*What the task asks*: Leave out the pictures, and retype only the lines from the beginning of the material through the line that contains "const topLinks = ['Home', 'Book", including both.

*Available data*:
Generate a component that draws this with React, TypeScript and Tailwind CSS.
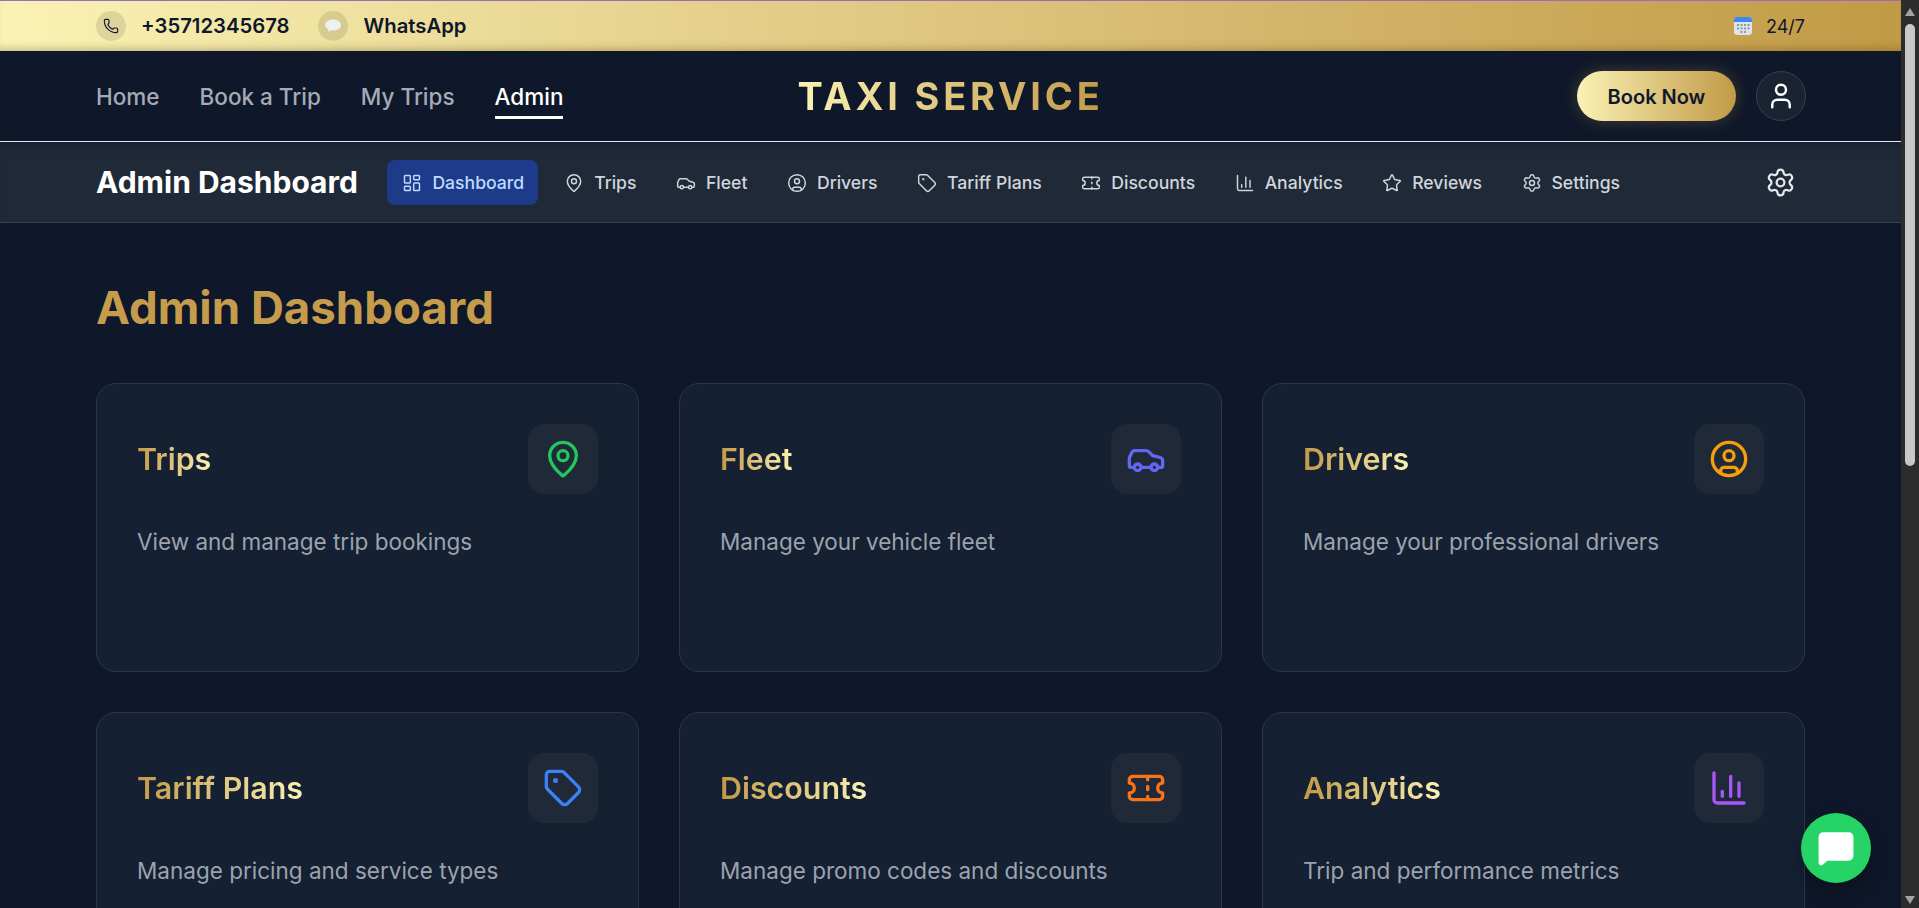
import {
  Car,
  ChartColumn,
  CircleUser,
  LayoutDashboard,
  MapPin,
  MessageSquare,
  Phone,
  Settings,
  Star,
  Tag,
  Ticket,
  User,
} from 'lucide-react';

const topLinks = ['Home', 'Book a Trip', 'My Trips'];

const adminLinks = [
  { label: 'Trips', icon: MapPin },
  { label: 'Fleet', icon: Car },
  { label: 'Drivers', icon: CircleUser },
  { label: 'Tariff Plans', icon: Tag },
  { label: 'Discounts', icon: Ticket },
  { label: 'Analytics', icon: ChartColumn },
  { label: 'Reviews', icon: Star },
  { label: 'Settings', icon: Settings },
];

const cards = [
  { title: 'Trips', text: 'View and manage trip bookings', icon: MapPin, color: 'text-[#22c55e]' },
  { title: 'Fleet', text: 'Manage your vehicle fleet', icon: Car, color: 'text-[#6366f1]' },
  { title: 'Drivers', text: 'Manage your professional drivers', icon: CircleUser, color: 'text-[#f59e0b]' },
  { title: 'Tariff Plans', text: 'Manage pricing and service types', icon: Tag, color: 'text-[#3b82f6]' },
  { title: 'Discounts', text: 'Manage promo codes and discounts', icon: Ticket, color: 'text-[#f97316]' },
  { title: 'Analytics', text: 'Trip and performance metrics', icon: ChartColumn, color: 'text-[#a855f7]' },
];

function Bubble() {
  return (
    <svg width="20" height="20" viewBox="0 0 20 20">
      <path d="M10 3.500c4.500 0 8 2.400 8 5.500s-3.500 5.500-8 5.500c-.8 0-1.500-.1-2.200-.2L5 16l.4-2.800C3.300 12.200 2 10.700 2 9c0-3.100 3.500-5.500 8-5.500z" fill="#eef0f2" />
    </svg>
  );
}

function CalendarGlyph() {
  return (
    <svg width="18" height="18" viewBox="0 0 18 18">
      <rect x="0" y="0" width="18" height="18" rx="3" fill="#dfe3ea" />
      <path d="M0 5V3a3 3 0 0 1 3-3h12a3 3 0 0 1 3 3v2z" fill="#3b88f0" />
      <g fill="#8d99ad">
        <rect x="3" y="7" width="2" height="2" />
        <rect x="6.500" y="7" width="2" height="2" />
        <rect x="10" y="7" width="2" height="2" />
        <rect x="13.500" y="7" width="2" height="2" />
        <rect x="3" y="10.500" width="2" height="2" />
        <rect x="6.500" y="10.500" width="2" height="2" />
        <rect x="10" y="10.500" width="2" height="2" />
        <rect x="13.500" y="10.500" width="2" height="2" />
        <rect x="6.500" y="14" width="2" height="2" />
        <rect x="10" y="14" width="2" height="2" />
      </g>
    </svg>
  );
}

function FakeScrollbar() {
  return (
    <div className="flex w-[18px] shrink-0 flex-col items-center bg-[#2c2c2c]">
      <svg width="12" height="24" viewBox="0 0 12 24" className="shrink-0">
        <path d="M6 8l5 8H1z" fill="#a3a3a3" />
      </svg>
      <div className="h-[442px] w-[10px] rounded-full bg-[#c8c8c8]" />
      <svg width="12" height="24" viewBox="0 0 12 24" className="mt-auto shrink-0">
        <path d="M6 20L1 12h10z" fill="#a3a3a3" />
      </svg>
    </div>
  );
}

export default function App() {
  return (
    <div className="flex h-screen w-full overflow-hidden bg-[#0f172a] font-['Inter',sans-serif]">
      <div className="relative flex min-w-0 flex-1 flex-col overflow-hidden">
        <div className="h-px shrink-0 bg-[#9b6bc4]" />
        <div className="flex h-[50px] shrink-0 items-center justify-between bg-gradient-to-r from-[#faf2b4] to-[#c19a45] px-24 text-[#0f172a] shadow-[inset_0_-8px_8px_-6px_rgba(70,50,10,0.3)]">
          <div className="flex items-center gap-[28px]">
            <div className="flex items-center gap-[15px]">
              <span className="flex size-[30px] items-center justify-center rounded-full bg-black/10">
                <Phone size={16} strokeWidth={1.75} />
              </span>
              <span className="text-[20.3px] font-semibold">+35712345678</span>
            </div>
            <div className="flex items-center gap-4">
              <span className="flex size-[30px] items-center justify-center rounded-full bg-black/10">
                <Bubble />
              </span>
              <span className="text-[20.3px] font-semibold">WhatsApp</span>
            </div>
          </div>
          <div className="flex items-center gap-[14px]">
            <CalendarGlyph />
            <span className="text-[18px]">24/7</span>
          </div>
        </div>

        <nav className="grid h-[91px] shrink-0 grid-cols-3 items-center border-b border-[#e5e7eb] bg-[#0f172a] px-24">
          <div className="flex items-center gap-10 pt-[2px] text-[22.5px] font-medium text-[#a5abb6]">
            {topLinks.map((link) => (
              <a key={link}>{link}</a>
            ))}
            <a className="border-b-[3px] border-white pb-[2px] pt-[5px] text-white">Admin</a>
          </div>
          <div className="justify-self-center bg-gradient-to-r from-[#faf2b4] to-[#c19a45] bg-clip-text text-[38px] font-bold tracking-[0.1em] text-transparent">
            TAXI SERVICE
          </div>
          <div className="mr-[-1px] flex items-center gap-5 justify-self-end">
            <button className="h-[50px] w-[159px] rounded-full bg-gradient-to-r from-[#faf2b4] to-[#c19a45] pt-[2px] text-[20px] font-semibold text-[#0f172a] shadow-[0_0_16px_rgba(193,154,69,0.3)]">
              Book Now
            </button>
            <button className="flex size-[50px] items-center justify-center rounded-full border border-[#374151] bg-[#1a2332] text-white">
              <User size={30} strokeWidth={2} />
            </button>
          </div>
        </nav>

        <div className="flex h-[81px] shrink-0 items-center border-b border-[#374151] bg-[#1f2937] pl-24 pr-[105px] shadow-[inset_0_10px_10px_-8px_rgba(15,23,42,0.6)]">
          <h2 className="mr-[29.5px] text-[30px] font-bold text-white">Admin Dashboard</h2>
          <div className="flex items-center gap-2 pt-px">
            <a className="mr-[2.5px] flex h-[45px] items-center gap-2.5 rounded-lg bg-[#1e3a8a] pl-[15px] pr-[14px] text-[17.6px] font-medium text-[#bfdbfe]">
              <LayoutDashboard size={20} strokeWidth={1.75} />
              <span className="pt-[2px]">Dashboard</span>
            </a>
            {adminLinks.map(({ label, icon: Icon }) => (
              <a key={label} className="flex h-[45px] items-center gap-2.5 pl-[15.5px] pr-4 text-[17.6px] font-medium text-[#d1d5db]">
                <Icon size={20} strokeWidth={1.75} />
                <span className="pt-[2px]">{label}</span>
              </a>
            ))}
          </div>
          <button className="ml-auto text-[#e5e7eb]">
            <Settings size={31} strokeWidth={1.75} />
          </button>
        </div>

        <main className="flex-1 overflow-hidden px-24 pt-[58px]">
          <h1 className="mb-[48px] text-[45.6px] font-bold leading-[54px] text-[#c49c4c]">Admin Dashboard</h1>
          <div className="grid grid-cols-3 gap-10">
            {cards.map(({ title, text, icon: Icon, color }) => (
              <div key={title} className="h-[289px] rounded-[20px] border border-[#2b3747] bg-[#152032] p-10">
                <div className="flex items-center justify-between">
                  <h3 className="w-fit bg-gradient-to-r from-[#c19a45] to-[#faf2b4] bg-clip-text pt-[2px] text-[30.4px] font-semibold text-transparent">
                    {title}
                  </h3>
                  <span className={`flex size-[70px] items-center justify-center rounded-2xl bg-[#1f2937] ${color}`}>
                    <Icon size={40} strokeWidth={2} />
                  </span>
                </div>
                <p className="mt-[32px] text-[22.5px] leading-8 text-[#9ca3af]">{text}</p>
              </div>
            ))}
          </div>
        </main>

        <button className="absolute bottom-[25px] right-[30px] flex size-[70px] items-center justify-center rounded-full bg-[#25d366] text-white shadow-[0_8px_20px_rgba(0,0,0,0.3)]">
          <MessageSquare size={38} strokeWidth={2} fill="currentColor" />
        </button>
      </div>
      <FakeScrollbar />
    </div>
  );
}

*Output below*:
Generate a component that draws this with React, TypeScript and Tailwind CSS.
import {
  Car,
  ChartColumn,
  CircleUser,
  LayoutDashboard,
  MapPin,
  MessageSquare,
  Phone,
  Settings,
  Star,
  Tag,
  Ticket,
  User,
} from 'lucide-react';

const topLinks = ['Home', 'Book a Trip', 'My Trips'];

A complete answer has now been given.